The newest MacBook Pro comes with Retina display with IPS technology for all three models. The laptop features 2,880 x 1,800 resolution for the 15-inch version, and 2,560 x 1,600 resolution for both of the 13-inch versions.

Thickness & Weight

Apple's work of slimming down the MacBook Pro for the new release has put it right on par with the thickness of the XPS 13. Both versions of the 13-inch MacBook Pro measure 0.59 of an inch thick, while the 15-inch MacBook Pro is 0.61 of an inch thick. The XPS 13 measures a comparable 0.6 of an inch thick.

The XPS 13 comes out ahead in the lightness category, however -- with a weight of 2.7 pounds for the non-touch version or 2.9 pounds for the touch-screen edition. The 13-inch versions of the MacBook Pro weigh 3.02 pounds, while the 15-inch model is 4.02 pounds.


Another area where the XPS 13 gets an edge is by deploying the latest Intel processors, known as Kaby Lake. The XPS 13 is available with Intel's seventh-gen Core i3, i5 or i7 processors (though the non-touch version only goes up to Core i5).

By contrast, the MacBook Pro uses the previous generation of Intel processors, apparently the result of Apple's schedule not quite lining up with Intel's timetable for Kaby Lake. The 15-inch MacBook Pro comes with the sixth-gen Intel Core i7 processor, while the 13-inch Touch Bar version comes with the sixth-gen Intel Core i5 (2.9GHz). The 13-inch non-Touch Bar MacBook Pro uses a slower (2.0GHz) sixth-gen Core i5 processor.

Memory & Storage

While 8GB of RAM is standard for the 13-inch MacBook Pro versions, both can be boosted to 16GB. The 15-inch MacBook Pro comes with 16GB of RAM. The new XPS 13 offers one additional option in the memory department, as users can choose between 4GB, 8GB or 16GB of RAM.
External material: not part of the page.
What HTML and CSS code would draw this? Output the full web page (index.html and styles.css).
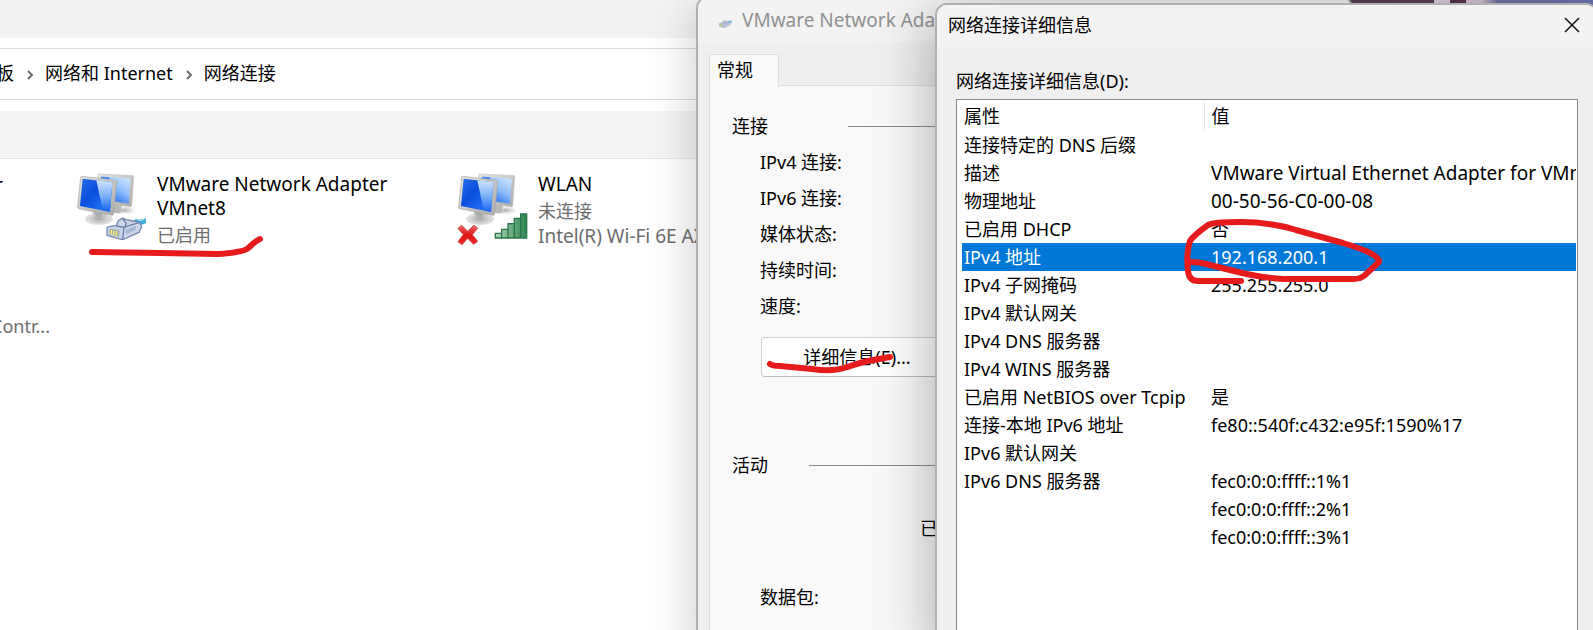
FILE: index.html
```html
<!DOCTYPE html>
<html lang="zh-CN">
<head>
<meta charset="utf-8">
<title>网络连接</title>
<link rel="stylesheet" href="styles.css">
</head>
<body>
<svg class="defs" aria-hidden="true">
  <defs>
    <linearGradient id="screen" x1="0" y1="0" x2="1" y2="1">
      <stop offset="0" stop-color="#2a6fe6"/><stop offset=".4" stop-color="#0a4fdc"/><stop offset="1" stop-color="#2b7dff"/>
    </linearGradient>
    <linearGradient id="glare" x1="0" y1="0" x2="0" y2="1">
      <stop offset="0" stop-color="#cfe4fd"/><stop offset=".5" stop-color="#7db2fa"/><stop offset="1" stop-color="#1463f2"/>
    </linearGradient>
    <linearGradient id="back" x1="1" y1="0" x2=".3" y2="1">
      <stop offset="0" stop-color="#d8ecff"/><stop offset=".5" stop-color="#8dbdfa"/><stop offset="1" stop-color="#1560ee"/>
    </linearGradient>
    <linearGradient id="frame" x1="0" y1="0" x2="1" y2="1">
      <stop offset="0" stop-color="#e6e6e3"/><stop offset="1" stop-color="#a9aaa8"/>
    </linearGradient>
    <radialGradient id="stand"><stop offset="0" stop-color="#a6a6a6"/><stop offset=".6" stop-color="#cfcfcf"/><stop offset="1" stop-color="#e4e4e4"/></radialGradient>
    <radialGradient id="shade"><stop offset="0" stop-color="#777" stop-opacity=".6"/><stop offset="1" stop-color="#999" stop-opacity="0"/></radialGradient>
    <linearGradient id="bars" x1="0" y1="0" x2="1" y2="0">
      <stop offset="0" stop-color="#a9d9b8"/><stop offset="1" stop-color="#2f8552"/>
    </linearGradient>
    <linearGradient id="cross" x1="0" y1="0" x2="0" y2="1">
      <stop offset="0" stop-color="#f36a6a"/><stop offset=".5" stop-color="#dc1414"/><stop offset="1" stop-color="#f02828"/>
    </linearGradient>
    <symbol id="monitors" viewBox="0 0 216 216">
      <ellipse cx="145" cy="115" rx="34" ry="13" fill="url(#shade)"/>
      <path d="M112 96l26 2-4 24q-14 4-26-2z" fill="#b9b9b9"/>
      <path d="M66 6L172 11Q174 12 173 15L167 101Q166 105 163 104L62 90z" fill="url(#frame)" stroke="#c2c2c0" stroke-width="2"/>
      <path d="M75 14L164 19 159 95 72 82z" fill="url(#back)"/>
      <path d="M75 14L100 15 96 50 72 60z" fill="#1768ee" opacity=".6"/>
      <ellipse cx="69" cy="141" rx="41" ry="17" fill="url(#stand)" stroke="#c8c8c8"/>
      <path d="M48 112L96 119 88 135Q68 144 53 133z" fill="#c6c6c6"/>
      <path d="M54 118L80 122 76 138 59 136z" fill="#9c9c9c" opacity=".6"/>
      <path d="M14 16Q14 13 18 13L117 25Q123 26 122 30L113 125Q112 130 108 130L8 110Q4 109 5 105z" fill="url(#frame)" stroke="#a6a6a4" stroke-width="2"/>
      <path d="M20 20L109 31 102 120 12 102z" fill="url(#screen)"/>
      <path d="M61 25L109 31 102 119 80 115z" fill="url(#glare)"/>
    </symbol>
    <symbol id="plug" viewBox="0 0 122 76">
      <path d="M90 8Q104 14 120 6L120 22 96 30 78 20z" fill="#3ab2dc"/>
      <path d="M92 10l14 4 14-8" stroke="#a7e7f7" stroke-width="3" fill="none"/>
      <path d="M3 36Q4 33 9 32L31 28 37 14 50 6 60 11 82 15 100 18 107 33 99 49 52 70 45 70 3 58z" fill="#cbd4e8" stroke="#7689b2" stroke-width="4" stroke-linejoin="round"/>
      <path d="M31 30L54 34 98 20M50 8L61 22 56 34M54 36L50 69" fill="none" stroke="#6b7eaa" stroke-width="4"/>
      <path d="M11 38L41 43 39 63 10 55z" fill="#a4afa5"/>
      <path d="M16 42v13M23 44v13M31 45v14" stroke="#f4ef6c" stroke-width="4"/>
      <path d="M60 43L91 29 88 41 61 55z" fill="#a6b5d4"/>
    </symbol>
  </defs>
</svg>

<main class="desktop">
  <section class="explorer" aria-label="网络连接">
    <div class="caption"></div>
    <nav class="crumbs">
      <a class="clip" href="#">板</a>
      <svg class="chev" viewBox="0 0 8 12"><path d="M2 2l4 4-4 4"/></svg>
      <a href="#">网络和 Internet</a>
      <svg class="chev" viewBox="0 0 8 12"><path d="M2 2l4 4-4 4"/></svg>
      <a href="#">网络连接</a>
    </nav>
    <div class="toolbar"></div>
    <div class="items">
      <div class="edge">
        <div class="edge-name"><span>r</span></div>
        <div class="edge-device"><span>Contr...</span></div>
      </div>
      <article class="item">
        <svg class="adapter" viewBox="0 0 216 216">
          <use href="#monitors" width="216" height="216"/>
          <use href="#plug" x="90" y="132" width="122" height="76"/>
        </svg>
        <div class="info">
          <div class="name">VMware Network Adapter VMnet8</div>
          <div class="state">已启用</div>
        </div>
      </article>
      <article class="item">
        <svg class="adapter" viewBox="0 0 216 216">
          <use href="#monitors" width="216" height="216"/>
          <path d="M115 184h19v14h-19zM134 172h19v26h-19zM153 155h19v43h-19zM172 139h19v59h-19zM191 126h18v72h-18z" fill="url(#bars)" stroke="#2d754a" stroke-width="4"/>
          <path d="M14 160L32 178 50 160 62 168 46 188 62 208 50 217 32 199 15 218 3 209 19 188 3 169z" fill="url(#cross)" stroke="#c94848" stroke-width="3"/>
        </svg>
        <div class="info">
          <div class="name">WLAN</div>
          <div class="state">未连接</div>
          <div class="state device">Intel(R) Wi-Fi 6E AX</div>
        </div>
      </article>
    </div>
  </section>

  <section class="window status" aria-label="VMware Network Adapter">
    <header class="status-title">
      <svg class="mini" viewBox="0 0 122 76"><use href="#plug"/></svg>
      <span>VMware Network Adapter</span>
    </header>
    <div class="tabs"><button class="tab" type="button">常规</button></div>
    <div class="page">
      <h2 class="group">连接</h2>
      <dl class="facts">
        <dt>IPv4 连接:</dt>
        <dt>IPv6 连接:</dt>
        <dt>媒体状态:</dt>
        <dt>持续时间:</dt>
        <dt>速度:</dt>
      </dl>
      <button class="more" type="button">详细信息(E)...</button>
      <h2 class="group activity">活动</h2>
      <div class="sent">已</div>
      <div class="packets">数据包:</div>
    </div>
  </section>

  <section class="window details" aria-label="网络连接详细信息">
    <header class="details-title">
      <span>网络连接详细信息</span>
      <button class="close" type="button" aria-label="关闭"><svg viewBox="0 0 16 16"><path d="M1 1l14 14M15 1L1 15"/></svg></button>
    </header>
    <div class="label" id="list-label">网络连接详细信息(D):</div>
    <div class="list">
      <table aria-labelledby="list-label">
        <thead><tr><th>属性</th><th>值</th></tr></thead>
        <tbody>
          <tr><td>连接特定的 DNS 后缀</td><td></td></tr>
          <tr><td>描述</td><td class="wide">VMware Virtual Ethernet Adapter for VMnet8</td></tr>
          <tr><td>物理地址</td><td class="wide">00-50-56-C0-00-08</td></tr>
          <tr><td>已启用 DHCP</td><td>否</td></tr>
          <tr class="selected"><td>IPv4 地址</td><td>192.168.200.1</td></tr>
          <tr><td>IPv4 子网掩码</td><td>255.255.255.0</td></tr>
          <tr><td>IPv4 默认网关</td><td></td></tr>
          <tr><td>IPv4 DNS 服务器</td><td></td></tr>
          <tr><td>IPv4 WINS 服务器</td><td></td></tr>
          <tr><td>已启用 NetBIOS over Tcpip</td><td>是</td></tr>
          <tr><td>连接-本地 IPv6 地址</td><td>fe80::540f:c432:e95f:1590%17</td></tr>
          <tr><td>IPv6 默认网关</td><td></td></tr>
          <tr><td>IPv6 DNS 服务器</td><td>fec0:0:0:ffff::1%1</td></tr>
          <tr><td></td><td>fec0:0:0:ffff::2%1</td></tr>
          <tr><td></td><td>fec0:0:0:ffff::3%1</td></tr>
        </tbody>
      </table>
    </div>
  </section>

  <svg class="marks" aria-hidden="true">
    <path d="M92 252L160 253L218 254C232 253 242 252 247 249C252 245 255 241 260 239"/>
    <path d="M770 364Q773 366 780 366L812 369Q832 372 844 368C854 365 858 363 868 361L890 357"/>
    <path d="M1241 281H1198Q1189 281 1188 271Q1186 252 1190 241Q1194 235 1208 225Q1214 222 1240 222C1262 222 1280 225 1296 230L1343 243Q1366 250 1372 254Q1379 258 1379 262L1365 275Q1361 279 1353 279H1283C1266 278 1245 274 1230 270L1202 263Q1196 262 1191 262"/>
  </svg>
</main>
</body>
</html>
```
FILE: styles.css
```css
* { box-sizing: border-box; }

body {
  margin: 0;
  font: 18px/24px "Noto Sans", "Noto Sans CJK SC", sans-serif;
  color: #000;
}

a { color: inherit; text-decoration: none; }
button { font: inherit; color: inherit; }
.defs { position: absolute; width: 0; height: 0; }

.desktop {
  position: relative;
  height: 100vh;
  overflow: hidden;
  background: linear-gradient(90deg, #5a4059 0 90%, #e0cfdc 90% 91%, #5a3350 91% 92%, #d9c4d4 92% 93%, #6b74aa 94%);
}

/* Explorer window */
.explorer {
  position: absolute;
  inset: 0 auto 0 0;
  width: 1000px;
  background: #fff;
}
.caption { height: 38px; background: #f3f3f3; }
.crumbs {
  display: flex;
  align-items: center;
  height: 52px;
  margin: 10px 0 11px;
  padding-bottom: 2px;
  border: solid #d9d9d9;
  border-width: 1px 0;
}
.clip { display: flex; justify-content: flex-end; width: 14px; overflow: hidden; }
.chev { width: 8px; height: 12px; margin: 3px 11px 0 12px; fill: none; stroke: #6b6b6b; stroke-width: 2; }
.toolbar { height: 48px; background: #f4f5f7; border-bottom: 1px solid #e3e6e9; }

.items {
  display: grid;
  grid-template-columns: 76px 381px 381px;
  padding-top: 13px;
}
.edge { color: #6d6d6d; }
.edge-name, .edge-device { display: flex; justify-content: flex-end; overflow: hidden; }
.edge-name { width: 3px; height: 24px; color: #000; }
.edge-device { width: 50px; margin-top: 118px; }
.item { display: flex; gap: 9px; }
.adapter { width: 72px; height: 72px; flex: none; overflow: visible; }
.name { max-width: 240px; font-size: 19px; }
.state { margin-top: 3px; color: #6d6d6d; }
.device { margin-top: 1px; font-size: 19px; white-space: nowrap; }

/* Dialog windows */
.window {
  position: absolute;
  background: #efefef;
  border: 2px solid #b0b0b0;
  border-radius: 12px 12px 0 0;
  box-shadow: 0 12px 60px rgba(0, 0, 0, .34);
}
.status { left: 696px; top: -4px; bottom: -20px; width: 657px; overflow: hidden; box-shadow: 0 12px 48px rgba(0, 0, 0, .22); }
.status-title {
  display: flex;
  align-items: center;
  gap: 10px;
  height: 44px;
  padding: 0 0 0 21px;
  background: #f3f3f3;
  color: #919191;
  font-size: 19px;
}
.mini { width: 13px; height: 10px; margin-top: 8px; }
.tabs { display: flex; height: 44px; padding: 12px 0 0 11px; }
.tab {
  width: 70px;
  height: 33px;
  padding: 0 0 2px 7px;
  text-align: left;
  background: #f9f9f9;
  border: 1px solid #dfdfdf;
  border-bottom: 0;
  z-index: 1;
}
.page {
  height: 100%;
  margin: -1px 11px 0;
  padding: 28px 0 0 22px;
  background: #f9f9f9;
  border: 1px solid #dfdfdf;
}
.group {
  display: flex;
  align-items: center;
  gap: 80px;
  margin: 0;
  font: inherit;
}
.group::after { content: ""; flex: 1; height: 1px; background: #8c8c8c; }
.facts { margin: 6px 0 13px 28px; line-height: 36px; }
.more {
  display: block;
  width: 192px;
  height: 40px;
  margin-left: 29px;
  background: #fff;
  border: 1px solid #cfcfcf;
  border-bottom-color: #bdbdbd;
  border-radius: 4px;
}
.activity { margin-top: 76px; gap: 41px; }
.sent { margin: 39px 0 0 188px; }
.packets { margin: 45px 0 0 28px; }

.details { left: 935px; right: -5px; top: 3px; bottom: -20px; display: flex; flex-direction: column; overflow: hidden; }
.details-title {
  display: flex;
  align-items: center;
  justify-content: space-between;
  height: 43px;
  flex: none;
  padding: 0 16px 3px 11px;
  background: #f3f3f3;
}
.close { display: flex; padding: 0; border: 0; background: none; }
.close svg { width: 16px; height: 16px; fill: none; stroke: #111; stroke-width: 1.5; }
.label { margin: 21px 0 6px 19px; }
.list {
  flex: 1;
  margin: 0 18px 0 19px;
  padding: 1px 1px 0 5px;
  background: #fff;
  border: 1px solid #828790;
  overflow: hidden;
}
table { width: 100%; table-layout: fixed; border-collapse: collapse; }
th, td { height: 28px; padding: 0 0 0 2px; text-align: left; font-weight: 400; white-space: nowrap; overflow: hidden; }
th { height: 30px; }
th:first-child { width: 242px; border-right: 1px solid #e5e5e5; }
th + th, td + td { padding-left: 7px; }
.wide { font-size: 19px; }
.selected { background: #0078d7; color: #fff; }

.marks {
  position: absolute;
  inset: 0;
  width: 100%;
  height: 100%;
  pointer-events: none;
  fill: none;
  stroke: #e61c1c;
  stroke-width: 6;
  stroke-linecap: round;
  stroke-linejoin: round;
}
```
For storage, all three versions of the MacBook Pro start at 256GB of storage but can be configured with 512GB or 1TB. Storage configurations for the XPS 13 are 128GB, 256GB or 1TB.

Battery Life

The XPS 13 stands out on battery life, at least with the non-touch version. The laptop's battery promises up to 13 hours on a charge for the non-touch version (estimates aren't provided for the touchscreen version). The MacBook Pro promises up to 10 hours of battery life, by comparison.


Perhaps the biggest area of controversy for the new MacBook Pro has been around the lack of port choices. The laptop relies entirely on Thunderbolt 3 (USB-C) and all other types of connections, such as USB-A, require attaching a dongle. There's also no slot for an SD card, traditionally a popular feature with photographers. The Touch Bar versions of the MacBook Pro both include four USB-C ports, while the 13-inch non-Touch Bar version has two.

By contrast, the XPS 13 includes two USB-A ports, one Thunderbolt 3/USB-C port, and an SD card slot.


Apple has put a premium price tag on all versions of its new MacBook Pro, meaning it's going to be more expensive than Dell's new XPS 13 nearly across the board. For instance, the XPS 13 with seventh-gen Core i5, touch screen display, 256GB of storage and 8GB of RAM is priced at $1,399. The 13-inch MacBook Pro with Touch Bar (but a non-touch display), a sixth-gen i5 processor and the same amount of storage and RAM will still run a good deal more -- $1,799.

At the lowest end, an XPS 13 non-touch configuration is available for $799.99. The non-Touch Bar version of the 13-inch MacBook Pro has a starting price of $1,499.

As for the newest 15-inch MacBook Pro, the starting price is $2,399.